COMM 5140 – Strategic Cost Management
This course explores the roles of accounting information in strategically positioning the firm and in improving performance and examines cost management problems and practices in U.S. and selected foreign firms. The course primarily deals with activity-based cost management, kaizen, target costing, and the balanced scoreboard. Additional topics include the theory of constraints, the strategic value chain, the half-life metric for improvement, and the role of accounting in managing quality.

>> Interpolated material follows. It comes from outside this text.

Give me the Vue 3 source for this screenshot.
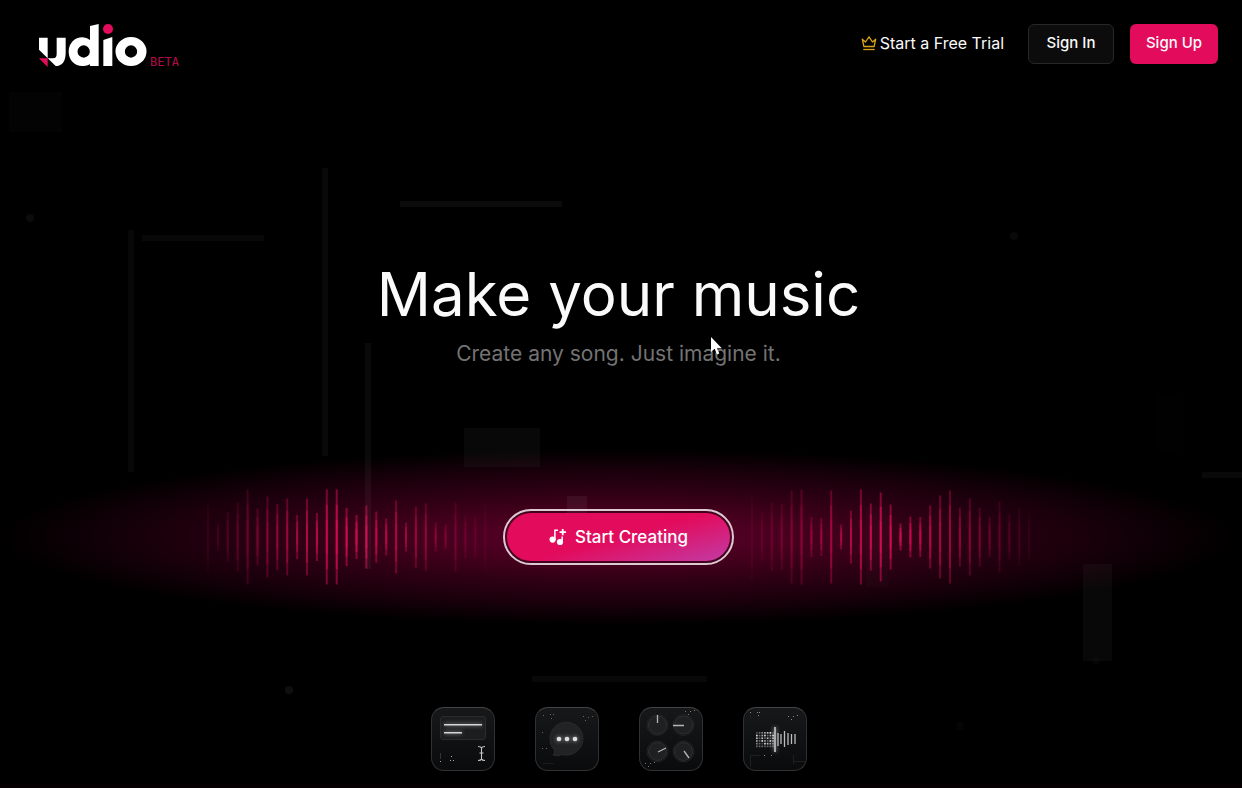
<script setup>
const leftHeights = [68, 28, 50, 68, 95, 57, 81, 66, 77, 44, 77, 48, 95, 95, 58, 44, 63, 51, 37, 73, 29, 61, 67, 29, 25, 69, 43, 43, 67]
const rightHeights = [87, 48, 68, 66, 93, 95, 40, 38, 93, 25, 53, 95, 67, 89, 65, 27, 41, 40, 63, 83, 93, 59, 77, 59, 40, 71, 45, 57, 47]

const toBars = (heights, start) =>
  heights.map((h, i) => ({
    x: start + i * 9.9,
    h,
    fade: Math.max(0.12, Math.min(1, 1.08 - Math.abs(i - 14) / 14.5)),
  }))
const waves = [toBars(leftHeights, 0), toBars(rightHeights, 1)]

const pixels = []
for (let r = 0; r < 6; r++) {
  for (let c = 0; c < 7; c++) {
    pixels.push({ x: 13 + c * 2.7, y: 25 + r * 2.7, o: 0.25 + ((r * 5 + c * 7 + r * c) % 6) * 0.12 })
  }
}
</script>

<template>
  <div class="page">
    <svg class="backdrop" aria-hidden="true">
      <g fill="#fff">
        <rect x="9" y="92" width="53" height="40" opacity=".01" />
        <circle cx="30" cy="218" r="4" opacity=".045" />
        <rect x="128" y="230" width="6" height="242" opacity=".03" />
        <rect x="142" y="235" width="122" height="6" opacity=".03" />
        <rect x="322" y="168" width="6" height="288" opacity=".035" />
        <rect x="400" y="201" width="162" height="6" opacity=".045" />
        <rect x="365" y="343" width="6" height="226" opacity=".04" />
        <rect x="464" y="428" width="76" height="39" opacity=".03" />
        <rect x="567" y="496" width="20" height="32" opacity=".05" />
        <circle cx="1014" cy="236" r="4" opacity=".035" />
        <rect x="1202" y="472" width="40" height="6" opacity=".035" />
        <rect x="1156" y="394" width="27" height="56" opacity=".005" />
        <rect x="866" y="507" width="22" height="80" opacity=".012" />
        <rect x="1083" y="564" width="29" height="97" opacity=".03" />
        <circle cx="1096" cy="661" r="4" opacity=".02" />
        <rect x="532" y="676" width="175" height="6" opacity=".03" />
        <circle cx="289" cy="690" r="4" opacity=".06" />
        <circle cx="960" cy="726" r="4" opacity=".02" />
      </g>
    </svg>

    <header class="header">
      <a class="brand" href="#" aria-label="Udio beta">
        <svg width="109" height="44" viewBox="54 42 327 132" fill="#fff" aria-hidden="true">
          <path d="M57 83h26v62L57 119z" />
          <path d="M110 83h27v45c0 28-12 40-30 40L83 145h15c9 0 12-5 12-14z" />
          <path d="M57 145h26v26z" fill="#e30b5c" />
          <path fill-rule="evenodd" d="M210 48l26-6v126h-26v-5a39 42 0 0 1-23 5c-23 0-41-18-41-43s18-43 41-43a36 36 0 0 1 23 8zM191 106a18 18 0 1 0 0 37a18 18 0 1 0 0-37z" />
          <path d="M250 90l27-9v87h-27z" />
          <circle cx="264" cy="57" r="15" fill="#e30b5c" />
          <path fill-rule="evenodd" d="M333 81a46 43 0 1 0 0 87a46 43 0 1 0 0-87zm0 25a18 18 0 1 1 0 37a18 18 0 1 1 0-37z" />
        </svg>
        <span class="beta">BETA</span>
      </a>
      <nav class="nav">
        <a class="trial" href="#">
          <svg width="16" height="16" viewBox="0 0 16 16" fill="none" stroke="#dba318" stroke-width="1.3" stroke-linejoin="round" aria-hidden="true">
            <path d="M1.3 4.2l3.200 2.800L8 1.800l3.500 5.200 3.200-2.800-1.600 7.300H2.900z" />
            <path d="M2.300 14.500h11.400" />
          </svg>
          Start a Free Trial
        </a>
        <button class="btn outline" type="button">Sign In</button>
        <button class="btn solid" type="button">Sign Up</button>
      </nav>
    </header>

    <main class="hero">
      <h1>Make your music</h1>
      <p class="tagline">Create any song. Just imagine it.</p>

      <section class="stage">
        <svg class="wave" width="280" height="96" viewBox="0 0 280 96" aria-hidden="true">
          <g v-for="(b, i) in waves[0]" :key="i" fill="#e30b5c" :opacity="b.fade">
            <rect :x="b.x" :y="48 - b.h / 2" width="2" :height="b.h" opacity=".5" />
            <rect :x="b.x" :y="48 - b.h * .34" width="2" :height="b.h * .68" opacity=".5" />
            <rect :x="b.x" :y="48 - b.h * .18" width="2" :height="b.h * .36" opacity=".5" />
          </g>
        </svg>
        <button class="create" type="button">
          <svg width="18" height="18" viewBox="0 0 18 18" fill="none" stroke="#fff" stroke-width="1.5" aria-hidden="true">
            <path d="M5.900 12V2.300h3.100M13.200 14.400V8.400" />
            <path d="M13.700 1v6.200M10.600 4.100h6.400" stroke-width="1.800" />
            <circle cx="3.600" cy="11.600" r="3.100" fill="#fff" stroke="none" />
            <circle cx="11" cy="14" r="3.100" fill="#fff" stroke="none" />
          </svg>
          <span>Start Creating</span>
        </button>
        <svg class="wave" width="280" height="96" viewBox="0 0 280 96" aria-hidden="true">
          <g v-for="(b, i) in waves[1]" :key="i" fill="#e30b5c" :opacity="b.fade">
            <rect :x="b.x" :y="48 - b.h / 2" width="2" :height="b.h" opacity=".5" />
            <rect :x="b.x" :y="48 - b.h * .34" width="2" :height="b.h * .68" opacity=".5" />
            <rect :x="b.x" :y="48 - b.h * .18" width="2" :height="b.h * .36" opacity=".5" />
          </g>
        </svg>
      </section>

      <section class="tiles">
        <button class="tile" type="button" aria-label="Write a prompt">
          <svg viewBox="1 1 62 62" aria-hidden="true">
            <rect x="9.500" y="9.500" width="45" height="23" rx="2.500" fill="#1c1d1e" stroke="#2b2c2d" />
            <g class="glow" stroke="#d6d6d6" stroke-width="1.4"><path d="M13 17.700h38M13 25.800h18" /></g>
            <path d="M47 39.500q3 0 3.500 1.500q.5-1.500 3.500-1.500M50.500 41v11M48.500 46h4M47 53.500q3 0 3.500-1.500q.5 1.500 3.500 1.500" fill="none" stroke="#c8c8c8" stroke-width="1.1" />
            <g fill="#aaa"><rect x="9" y="54" width="1" height="1" /><rect x="20" y="49" width="1" height="1" /><rect x="19" y="53" width="1" height="1" /><rect x="22" y="53" width="1" height="1" /></g>
            <path d="M9.500 46v6" stroke="#333" />
          </svg>
        </button>
        <button class="tile" type="button" aria-label="Describe a song">
          <svg viewBox="1 1 62 62" aria-hidden="true">
            <path d="M19.500 43A16.500 16.500 0 1 1 27 47.500Q22 50 18 48Q20 46 19.500 43z" fill="#222324" stroke="#292a2b" />
            <g class="glow" fill="#ddd"><circle cx="24" cy="32" r="2.300" /><circle cx="32" cy="32" r="2.300" /><circle cx="40" cy="32" r="2.300" /></g>
            <g fill="#666"><rect x="8" y="8" width="1" height="1" /><rect x="15" y="7" width="1" height="1" /><rect x="18" y="7" width="1" height="1" /><rect x="16" y="11" width="1" height="1" /><rect x="48" y="9" width="1" height="1" /><rect x="50" y="13" width="1" height="1" /><rect x="53" y="10" width="1" height="1" /><rect x="57" y="9" width="1" height="1" /><rect x="7" y="25" width="1" height="1" /><rect x="7" y="41" width="1" height="1" /><rect x="11" y="41" width="1" height="1" /></g>
            <path d="M8 56.500h11" stroke="#1a1b1c" />
          </svg>
        </button>
        <button class="tile" type="button" aria-label="Adjust the controls">
          <svg viewBox="1 1 62 62" aria-hidden="true">
            <g fill="#1f2021" stroke="#303132">
              <circle cx="18.500" cy="18" r="9" /><circle cx="44.500" cy="18" r="9" /><circle cx="18.500" cy="44.500" r="9" /><circle cx="44.500" cy="44.500" r="9" />
            </g>
            <g fill="none" stroke="#222324">
              <circle cx="18.500" cy="18" r="10.500" /><circle cx="44.500" cy="18" r="10.500" /><circle cx="18.500" cy="44.500" r="10.500" /><circle cx="44.500" cy="44.500" r="10.500" />
            </g>
            <path d="M18.500 8v8M34 18.500h11M19 45l8-4M45 44l5 7" stroke="#b5b5b5" stroke-width="1.3" />
            <g fill="#777"><rect x="46" y="4" width="1" height="1" /><rect x="49" y="7" width="1" height="1" /><rect x="51" y="4" width="1" height="1" /><rect x="55" y="3" width="1" height="1" /><rect x="6" y="56" width="1" height="1" /><rect x="9" y="59" width="1" height="1" /><rect x="11" y="56" width="1" height="1" /><rect x="15" y="55" width="1" height="1" /></g>
          </svg>
        </button>
        <button class="tile" type="button" aria-label="Remix audio">
          <svg viewBox="1 1 62 62" aria-hidden="true">
            <rect v-for="(p, i) in pixels" :key="i" :x="p.x" :y="p.y" width="1.700" height="1.700" fill="#fff" :opacity="p.o" />
            <path class="glow" d="M32 20v25" stroke="#aaa" stroke-width="2" />
            <g stroke="#bcbcbc" stroke-width="1.300"><path d="M35 26v13M38 27v10M41.500 24v16M45 26v12M48.500 27v10M52 27v10" /></g>
            <path d="M7.500 7v5M7.500 60V48.500h10M50.500 48v9M50.500 54.500h12" fill="none" stroke="#1e1f20" />
            <g fill="#888"><rect x="7" y="5" width="1" height="1" /><rect x="14" y="5" width="1" height="1" /><rect x="16" y="5" width="1" height="1" /><rect x="15" y="8" width="1" height="1" /><rect x="45" y="9" width="1" height="1" /><rect x="48" y="12" width="1" height="1" /><rect x="50" y="9" width="1" height="1" /><rect x="54" y="8" width="1" height="1" /><rect x="21" y="48" width="1" height="1" /><rect x="28" y="48" width="1" height="1" /></g>
          </svg>
        </button>
      </section>
    </main>

    <svg class="cursor" width="14" height="20" viewBox="0 0 14 20" aria-hidden="true">
      <path d="M1 1v15l3.700-3.200L7 18.500l2.300-1-2.300-5.200h4.800z" fill="#fff" />
    </svg>
  </div>
</template>

<style>
html, body { background: #000; }
</style>

<style scoped>
.page {
  position: relative;
  display: flex;
  flex-direction: column;
  box-sizing: border-box;
  min-height: 100vh;
  overflow: hidden;
  background: #000;
  border-bottom: 4px solid #060003;
  color: #fafafa;
  font-family: Inter, "Liberation Sans", sans-serif;
}
.backdrop {
  position: absolute;
  inset: 0;
  width: 100%;
  height: 100%;
  z-index: 1;
  pointer-events: none;
}
.header {
  display: flex;
  justify-content: space-between;
  align-items: flex-start;
  height: 64px;
  padding: 24px 24px 0 38px;
}
.brand {
  display: flex;
  align-items: flex-end;
  gap: 3px;
  text-decoration: none;
}
.beta {
  font: 12px/12px "DejaVu Sans Mono", monospace;
  color: #b00c4a;
}
.nav {
  display: flex;
  align-items: center;
  gap: 16px;
}
.trial {
  display: flex;
  align-items: center;
  gap: 3px;
  height: 40px;
  padding-bottom: 2px;
  box-sizing: border-box;
  margin-right: 8px;
  color: #fafafa;
  font-size: 16px;
  text-decoration: none;
}
.btn {
  height: 40px;
  padding: 0 0 2px;
  border-radius: 6px;
  color: #fafafa;
  font: 500 15px/20px Inter, "Liberation Sans", sans-serif;
}
.outline {
  width: 86px;
  border: 1px solid #272727;
  background: #0c0c0c;
}
.solid {
  width: 88px;
  border: 0;
  background: #e30b5c;
}
.hero {
  display: flex;
  flex-direction: column;
  align-items: center;
  padding: 176px 5px 0 0;
}
h1 {
  margin: 0;
  font-size: 60px;
  line-height: 60px;
  font-weight: 400;
}
.tagline {
  margin: 16px 0 0;
  color: #737373;
  font-size: 21px;
  line-height: 28px;
}
.stage {
  display: flex;
  align-items: center;
  justify-content: center;
  gap: 16px;
  width: 100%;
  height: 176px;
  margin-top: 81px;
  background: radial-gradient(ellipse 50% 50% at center, #62002b 0%, #4a0020 25%, #300014 50%, #1a000b 75%, #000 100%);
}
.wave { flex: none; }
.create {
  position: relative;
  z-index: 2;
  display: flex;
  align-items: center;
  justify-content: center;
  gap: 8px;
  flex: none;
  width: 223px;
  height: 48px;
  margin: 0 4px;
  padding: 0;
  border: 0;
  border-radius: 24px;
  outline: 2px solid #ddc9d1;
  outline-offset: 2px;
  background: linear-gradient(165deg, #e30b5c 50%, #c23ba5 100%);
  color: #fff;
  font: 500 17px/24px Inter, "Liberation Sans", sans-serif;
}
.tiles {
  display: flex;
  gap: 40px;
  margin-top: 82px;
}
.tile {
  box-sizing: border-box;
  width: 64px;
  height: 64px;
  padding: 0;
  border: 1px solid #303132;
  border-top-color: #434445;
  border-radius: 13px;
  background: linear-gradient(#16181a, #090b0c);
}
.tile svg { display: block; width: 100%; height: 100%; }
.glow { filter: drop-shadow(0 0 2px rgba(255, 255, 255, .6)); }
.cursor {
  position: absolute;
  left: 710px;
  top: 336px;
  z-index: 3;
}
</style>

COMM 5130 – Advanced Financial Accounting
This course covers accounting and financial reporting for business combinations (including consolidated financial statements), international accounting issues, foreign currency translation, reorganizations and liquidations, accounting requirements of the Securities and Exchange Commission, and accounting for partnerships. It emphasizes the conceptual understanding of major issues and technical accounting requirements.
COMM 5460 – Federal Taxation II
This course analyzes the federal income tax law and its application to corporations, shareholders, partnerships, partners, and estate and gift transactions. The course also considers the basic concepts and tax attributes relating to alternative forms of operating a business and provides the basic skills necessary to do tax research.
COMM 5700 – Financial Trading
This course examines the nature and influence of trading on financial market prices. Particular attention is directed to the role of noise in financial markets; the psychology of participants in financial markets; the identification of potential profitable trading opportunities; back office processing of trades; the management of the trading function; and artificial neural networks and AI expert trading systems. Mock pit trading sessions are held to give firsthand experience in simulated pit trading environments and illustrate some of the skills necessary for successful trading.